O luxo e a decadência: drogas e isolamento
No auge de sua trajetória, Suely vivia de forma ostentosa. Conduzia um Mitsubishi Eclipse com portas “estilo Batman”, oferecia caronas para shows e era tão reconhecida que a polícia a parava mais por curiosidade do que por possíveis infrações. Era uma mulher que, ao mesmo tempo, despertava medo e admiração. Mas esse estilo de vida luxuoso não durou para sempre. As drogas passaram a ser parte de sua rotina, e com elas veio a decadência.

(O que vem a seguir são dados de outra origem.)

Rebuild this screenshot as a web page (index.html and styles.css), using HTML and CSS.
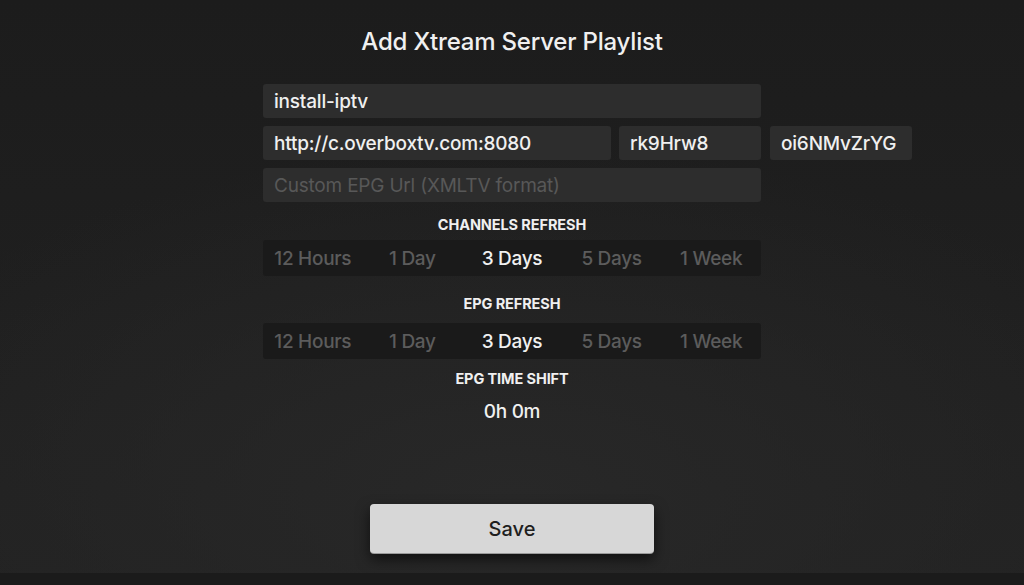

A morte de seu marido, Rogério, que segundo relatos faleceu de câncer e outros dizem que foi uma IST, foi o ponto de virada na vida de Suely. Ele havia sido seu pilar emocional e financeiro, e sem ele, ela começou a perder o controle. Com o tempo, as dívidas, os conflitos e o consumo excessivo de substâncias químicas a levaram a uma queda cada vez mais profunda. Suely, que antes dominava a cidade, acabou se tornando um alvo fácil para outros, sendo violentada nas ruas e relegada ao esquecimento
A morte trágica: o fim de Suely
A morte de Suely Corrente ainda é envolta em mistério e tristeza. Histórias e lendas apontam que ela foi espancada enquanto dormia e jogada de um viaduto, mas ninguém sabe ao certo o que aconteceu. O fim trágico de Suely é uma alegoria da sua vida: do auge ao abismo, do luxo à rua, do poder à vulnerabilidade. A narrativa da vida de Suely é contada por Gigi Pavesi e Paula Ferreira, e se tornou parte do legado da comunidade trans de Campinas, lembrada por aqueles que a temiam e pelos que, no fim, sentiram pena dela.
“Suely foi do céu ao inferno. Ela viveu tudo intensamente, mas o poder e as drogas a consumiram”, afirmou Gigi Pavesi. “No final, até as pessoas que a temiam sentiram pena dela.”